There are between 700 million and a billion websites. The biggest chunk of these—and the ones most in demand—are the .com names. Other early top-level domains (TLD) like .net and .org also have significant shares, and country-specific TLDs, like India’s .in, are popular too.
Charities, NGOs and other such organisations originally went for the .org TLDs, but those eventually became unrestricted: There’s nothing to stop your local pornographer from buying himself a .org domain. NGOs wanting an easy-to-remember name on the web had to compete with the world at large, and the options were increasingly limited (for instance, 328 million new domains were registered in 2013, say media reports).
But, starting later this year, there will be another option for them: A .ngo (or .ong, for French, Italian, Portuguese, Spanish) domain. Public Interest Registry (PIR), the organisation that manages the .org domain names, is the controlling body for these new domains.
How did this originate?
Brian Cute, PIR’s CEO, explains: “When the internet’s primary governing body, ICANN [Internet Corporation for Assigned Names and Numbers], approved the expansion of the internet’s naming system in June 2011, it gave us the opportunity to introduce a whole new platform to address some of the pain points of the community, notably visibility and fundraising. My colleagues and I gathered feedback from the international NGO community to determine whether these domain extensions would be beneficial. We travelled all around the globe to meet with NGOs about their online challenges and held dozens of informational sessions. The response was overwhelmingly positive and in favour of these two new domains to illustrate an NGO’s authenticity.”
But these domain names aren’t open to all. Applicants must be active organisations with limited government influence (they must be able to decide their own policies and activities, independent of direct government or political control), and should be focussed on acting in public interest. NGO staff and members must be independent actors, not parts of political parties, and must act within the bounds of law.
“Before becoming community members, NGOs will be required to confirm that their organisation meets these criteria and that they are an authorised representative of the organisation. After this confirmation, the NGO will undergo the PIR validation process. Registrants will have 60 days to complete this, during which time their membership will be placed on server hold,” says Cute.

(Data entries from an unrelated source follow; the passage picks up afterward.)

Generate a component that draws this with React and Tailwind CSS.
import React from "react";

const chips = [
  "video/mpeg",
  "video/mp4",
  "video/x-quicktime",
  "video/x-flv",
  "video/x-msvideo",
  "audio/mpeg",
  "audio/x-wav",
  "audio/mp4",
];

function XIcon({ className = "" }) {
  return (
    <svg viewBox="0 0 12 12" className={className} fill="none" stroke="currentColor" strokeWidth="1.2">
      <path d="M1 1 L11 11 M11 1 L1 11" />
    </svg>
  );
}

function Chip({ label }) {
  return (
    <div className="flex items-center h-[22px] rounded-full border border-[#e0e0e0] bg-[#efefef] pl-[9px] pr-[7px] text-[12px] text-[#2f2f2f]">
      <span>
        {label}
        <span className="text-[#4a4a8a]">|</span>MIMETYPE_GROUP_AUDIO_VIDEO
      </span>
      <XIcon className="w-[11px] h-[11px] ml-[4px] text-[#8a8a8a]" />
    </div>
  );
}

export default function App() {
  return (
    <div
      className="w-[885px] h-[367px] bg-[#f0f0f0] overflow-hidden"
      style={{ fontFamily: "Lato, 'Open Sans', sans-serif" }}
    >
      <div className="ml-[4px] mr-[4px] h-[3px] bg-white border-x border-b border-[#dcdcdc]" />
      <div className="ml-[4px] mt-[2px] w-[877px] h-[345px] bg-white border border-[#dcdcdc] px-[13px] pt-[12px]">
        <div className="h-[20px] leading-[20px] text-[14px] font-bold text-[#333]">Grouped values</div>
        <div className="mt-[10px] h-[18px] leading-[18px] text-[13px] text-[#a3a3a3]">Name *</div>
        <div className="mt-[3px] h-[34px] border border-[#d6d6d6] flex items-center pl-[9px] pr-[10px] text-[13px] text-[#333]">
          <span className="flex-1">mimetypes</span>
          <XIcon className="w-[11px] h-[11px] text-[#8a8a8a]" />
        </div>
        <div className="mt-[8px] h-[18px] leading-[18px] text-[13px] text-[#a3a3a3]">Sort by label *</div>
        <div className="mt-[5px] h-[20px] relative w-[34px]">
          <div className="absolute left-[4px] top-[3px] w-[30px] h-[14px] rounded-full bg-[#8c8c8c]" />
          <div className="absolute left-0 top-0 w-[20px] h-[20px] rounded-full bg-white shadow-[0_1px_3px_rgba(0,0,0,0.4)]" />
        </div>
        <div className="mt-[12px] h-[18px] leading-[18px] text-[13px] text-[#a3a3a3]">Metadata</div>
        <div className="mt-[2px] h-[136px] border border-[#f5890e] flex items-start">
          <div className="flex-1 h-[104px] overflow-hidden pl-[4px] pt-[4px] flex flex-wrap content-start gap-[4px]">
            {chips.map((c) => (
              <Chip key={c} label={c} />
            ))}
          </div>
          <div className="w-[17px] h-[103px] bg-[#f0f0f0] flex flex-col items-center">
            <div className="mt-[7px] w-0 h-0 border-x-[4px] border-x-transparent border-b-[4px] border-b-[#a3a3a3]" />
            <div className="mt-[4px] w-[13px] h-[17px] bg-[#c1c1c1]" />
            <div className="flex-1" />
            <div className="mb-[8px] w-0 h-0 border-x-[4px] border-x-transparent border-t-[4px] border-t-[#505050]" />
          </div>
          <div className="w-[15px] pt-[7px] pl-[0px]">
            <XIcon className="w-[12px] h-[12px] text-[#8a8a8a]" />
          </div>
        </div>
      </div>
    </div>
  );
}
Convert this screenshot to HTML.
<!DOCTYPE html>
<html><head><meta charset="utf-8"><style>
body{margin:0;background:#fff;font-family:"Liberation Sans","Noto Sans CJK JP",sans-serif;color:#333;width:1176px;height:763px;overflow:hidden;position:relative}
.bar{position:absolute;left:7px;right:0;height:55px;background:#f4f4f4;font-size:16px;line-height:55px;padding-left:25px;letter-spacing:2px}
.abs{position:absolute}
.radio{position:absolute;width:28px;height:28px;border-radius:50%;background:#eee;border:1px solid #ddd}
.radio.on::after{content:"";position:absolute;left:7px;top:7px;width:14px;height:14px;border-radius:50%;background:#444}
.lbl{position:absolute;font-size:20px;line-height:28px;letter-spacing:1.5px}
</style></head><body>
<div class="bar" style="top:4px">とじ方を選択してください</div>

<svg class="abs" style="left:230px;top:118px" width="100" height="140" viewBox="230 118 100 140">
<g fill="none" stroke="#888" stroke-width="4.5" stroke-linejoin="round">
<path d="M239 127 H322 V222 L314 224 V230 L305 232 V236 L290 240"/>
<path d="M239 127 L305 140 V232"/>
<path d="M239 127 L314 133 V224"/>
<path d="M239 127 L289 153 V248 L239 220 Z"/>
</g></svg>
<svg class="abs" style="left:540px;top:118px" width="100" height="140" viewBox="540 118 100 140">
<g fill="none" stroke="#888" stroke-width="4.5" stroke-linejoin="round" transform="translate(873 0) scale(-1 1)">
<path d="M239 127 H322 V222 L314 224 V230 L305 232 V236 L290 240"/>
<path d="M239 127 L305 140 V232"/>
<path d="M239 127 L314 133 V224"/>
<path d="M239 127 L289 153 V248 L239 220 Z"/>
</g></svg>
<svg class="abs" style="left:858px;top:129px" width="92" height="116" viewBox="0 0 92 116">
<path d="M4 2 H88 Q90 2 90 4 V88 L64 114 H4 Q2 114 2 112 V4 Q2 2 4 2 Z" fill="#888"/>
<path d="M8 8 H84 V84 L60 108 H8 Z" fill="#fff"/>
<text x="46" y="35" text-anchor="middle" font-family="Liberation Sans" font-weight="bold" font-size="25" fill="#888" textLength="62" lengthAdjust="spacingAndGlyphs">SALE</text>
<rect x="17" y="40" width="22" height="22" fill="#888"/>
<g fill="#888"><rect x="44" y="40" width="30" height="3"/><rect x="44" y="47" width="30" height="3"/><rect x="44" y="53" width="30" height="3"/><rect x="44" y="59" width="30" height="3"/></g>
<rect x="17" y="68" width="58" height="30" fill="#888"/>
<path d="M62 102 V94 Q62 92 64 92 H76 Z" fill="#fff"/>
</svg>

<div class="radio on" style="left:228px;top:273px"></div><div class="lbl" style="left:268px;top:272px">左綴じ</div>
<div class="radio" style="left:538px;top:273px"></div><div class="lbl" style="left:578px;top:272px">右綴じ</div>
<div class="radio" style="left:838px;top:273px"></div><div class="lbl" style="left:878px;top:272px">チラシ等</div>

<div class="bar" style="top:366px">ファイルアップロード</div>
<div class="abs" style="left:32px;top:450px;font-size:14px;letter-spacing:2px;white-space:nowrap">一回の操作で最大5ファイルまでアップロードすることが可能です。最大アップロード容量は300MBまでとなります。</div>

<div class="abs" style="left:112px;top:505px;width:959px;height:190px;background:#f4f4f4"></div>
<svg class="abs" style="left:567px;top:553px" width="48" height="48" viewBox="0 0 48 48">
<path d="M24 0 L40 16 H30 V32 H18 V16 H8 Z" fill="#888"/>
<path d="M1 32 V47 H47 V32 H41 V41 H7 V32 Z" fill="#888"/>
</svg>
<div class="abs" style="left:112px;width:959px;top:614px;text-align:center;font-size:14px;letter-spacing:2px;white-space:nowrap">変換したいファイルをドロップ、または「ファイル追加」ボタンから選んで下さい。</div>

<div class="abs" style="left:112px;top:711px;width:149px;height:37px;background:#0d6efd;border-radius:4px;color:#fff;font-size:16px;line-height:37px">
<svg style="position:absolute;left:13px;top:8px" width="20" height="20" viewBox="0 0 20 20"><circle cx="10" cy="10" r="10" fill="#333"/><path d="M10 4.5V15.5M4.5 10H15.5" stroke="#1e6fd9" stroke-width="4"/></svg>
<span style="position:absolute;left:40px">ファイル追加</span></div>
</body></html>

A number of other services, organisations and sites do offer listings and verifications of NGOs around the world. Where PIR hopes to offer a plus is by creating an online community with a website—globalngo.org—and searchable global directory. This is designed to help the non-profits with visibility, fundraising, and networking with peers. And the validation process ensures that sites with a .ngo (or .ong) domain names are legitimate.